PROBLEM TO WORK ON: Read through the data and report every line in which the word "table" occurs.

DATASET EXCERPT:
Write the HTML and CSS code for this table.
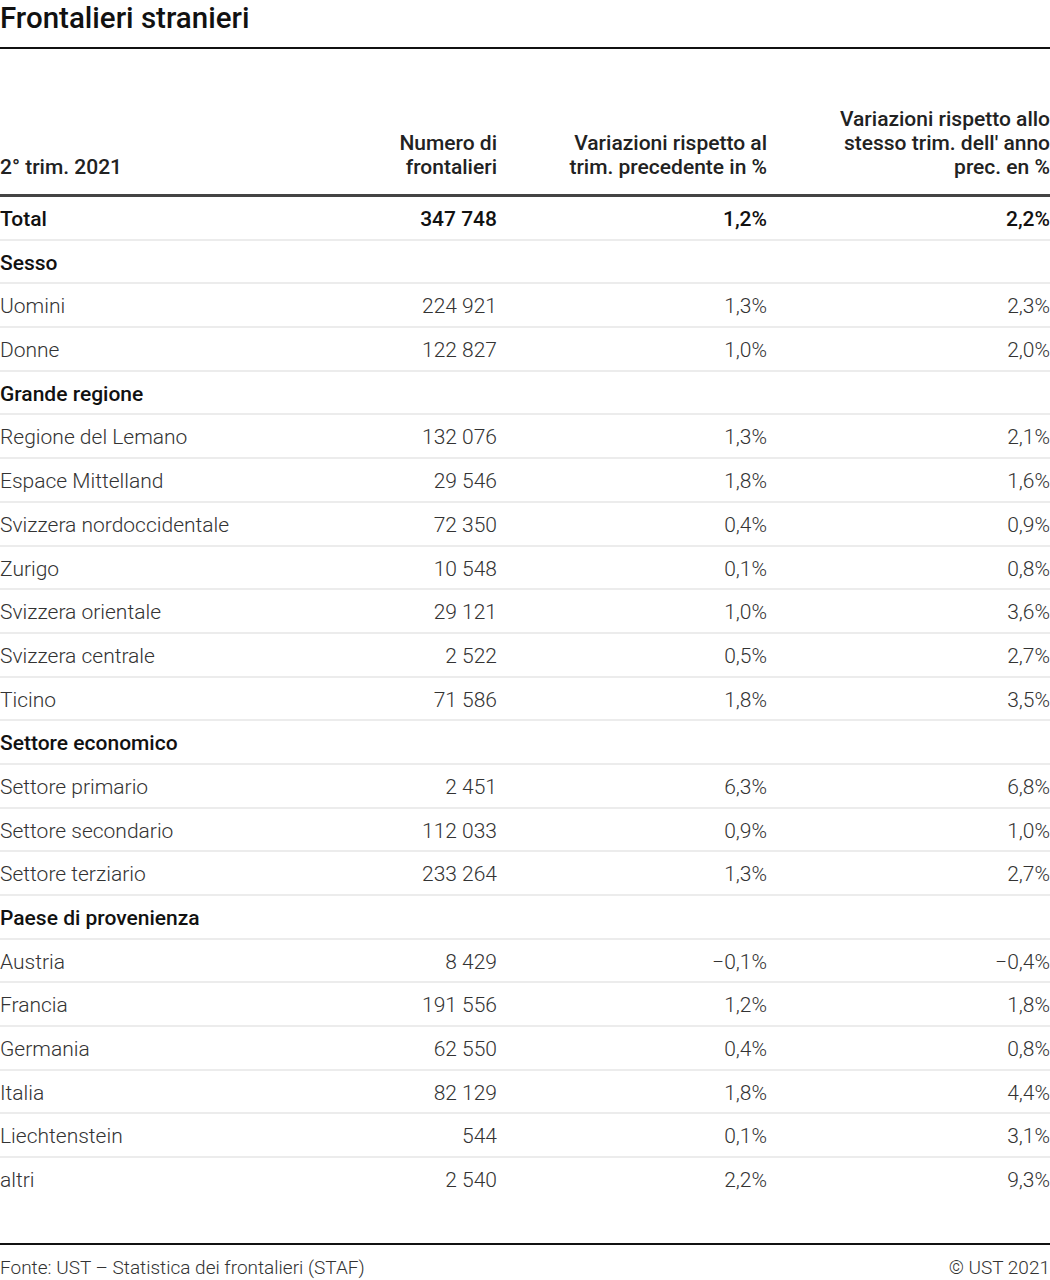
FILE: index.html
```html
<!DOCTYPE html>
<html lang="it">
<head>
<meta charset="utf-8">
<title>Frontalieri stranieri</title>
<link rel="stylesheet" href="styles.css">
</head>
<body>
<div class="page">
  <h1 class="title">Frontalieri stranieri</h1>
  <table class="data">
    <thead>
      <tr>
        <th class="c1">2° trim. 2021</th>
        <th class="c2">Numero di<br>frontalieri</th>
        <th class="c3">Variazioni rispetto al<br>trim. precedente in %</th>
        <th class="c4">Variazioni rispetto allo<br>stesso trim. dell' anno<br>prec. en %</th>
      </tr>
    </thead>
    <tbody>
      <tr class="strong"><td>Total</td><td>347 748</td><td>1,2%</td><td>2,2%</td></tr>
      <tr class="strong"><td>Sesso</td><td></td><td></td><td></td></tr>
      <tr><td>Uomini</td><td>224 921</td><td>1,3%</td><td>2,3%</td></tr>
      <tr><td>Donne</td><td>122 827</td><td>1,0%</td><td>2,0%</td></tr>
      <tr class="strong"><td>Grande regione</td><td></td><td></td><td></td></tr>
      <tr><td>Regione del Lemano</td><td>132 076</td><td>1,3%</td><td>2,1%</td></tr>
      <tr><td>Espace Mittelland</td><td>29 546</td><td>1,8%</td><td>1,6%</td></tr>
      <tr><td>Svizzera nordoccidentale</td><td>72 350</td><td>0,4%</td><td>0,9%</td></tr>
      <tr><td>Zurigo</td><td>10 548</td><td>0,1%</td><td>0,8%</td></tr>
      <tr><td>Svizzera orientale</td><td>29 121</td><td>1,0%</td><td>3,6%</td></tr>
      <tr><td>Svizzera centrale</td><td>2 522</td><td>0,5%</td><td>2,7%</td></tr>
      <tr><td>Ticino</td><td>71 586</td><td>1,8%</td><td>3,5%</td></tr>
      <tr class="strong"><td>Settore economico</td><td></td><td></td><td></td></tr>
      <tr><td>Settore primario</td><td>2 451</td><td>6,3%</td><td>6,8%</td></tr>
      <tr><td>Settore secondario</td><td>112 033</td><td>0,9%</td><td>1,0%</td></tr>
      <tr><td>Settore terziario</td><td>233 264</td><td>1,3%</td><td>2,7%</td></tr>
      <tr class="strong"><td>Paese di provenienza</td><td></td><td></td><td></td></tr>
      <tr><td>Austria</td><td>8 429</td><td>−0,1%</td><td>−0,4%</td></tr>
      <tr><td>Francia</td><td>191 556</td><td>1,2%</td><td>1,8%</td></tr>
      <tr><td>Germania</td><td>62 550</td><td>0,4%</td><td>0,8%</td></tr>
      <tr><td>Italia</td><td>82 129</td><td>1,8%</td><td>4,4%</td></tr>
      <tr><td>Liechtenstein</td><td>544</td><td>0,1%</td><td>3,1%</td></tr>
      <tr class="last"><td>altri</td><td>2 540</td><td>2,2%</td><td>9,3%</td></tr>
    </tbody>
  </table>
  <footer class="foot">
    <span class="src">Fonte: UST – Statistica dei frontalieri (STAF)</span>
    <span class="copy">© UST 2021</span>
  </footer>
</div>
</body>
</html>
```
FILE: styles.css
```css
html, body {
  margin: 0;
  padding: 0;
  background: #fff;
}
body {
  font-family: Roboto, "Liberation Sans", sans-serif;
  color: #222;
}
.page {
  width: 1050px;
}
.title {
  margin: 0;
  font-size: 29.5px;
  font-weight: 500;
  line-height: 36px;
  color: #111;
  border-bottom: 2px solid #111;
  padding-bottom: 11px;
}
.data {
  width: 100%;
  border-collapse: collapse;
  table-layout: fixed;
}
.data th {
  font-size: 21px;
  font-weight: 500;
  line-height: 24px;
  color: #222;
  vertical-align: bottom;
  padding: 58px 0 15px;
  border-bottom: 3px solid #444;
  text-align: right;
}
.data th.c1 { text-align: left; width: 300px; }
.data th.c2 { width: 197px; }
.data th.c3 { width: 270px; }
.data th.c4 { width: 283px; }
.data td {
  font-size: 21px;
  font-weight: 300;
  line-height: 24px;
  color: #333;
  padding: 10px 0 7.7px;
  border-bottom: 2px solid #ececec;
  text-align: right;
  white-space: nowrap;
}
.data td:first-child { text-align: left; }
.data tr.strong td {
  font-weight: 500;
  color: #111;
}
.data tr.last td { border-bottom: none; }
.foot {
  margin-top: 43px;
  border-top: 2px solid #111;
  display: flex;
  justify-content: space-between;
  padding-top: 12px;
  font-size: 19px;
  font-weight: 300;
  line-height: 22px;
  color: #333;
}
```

RESULT:
Write the HTML and CSS code for this table.
  <table class="data">
  </table>
  table-layout: fixed;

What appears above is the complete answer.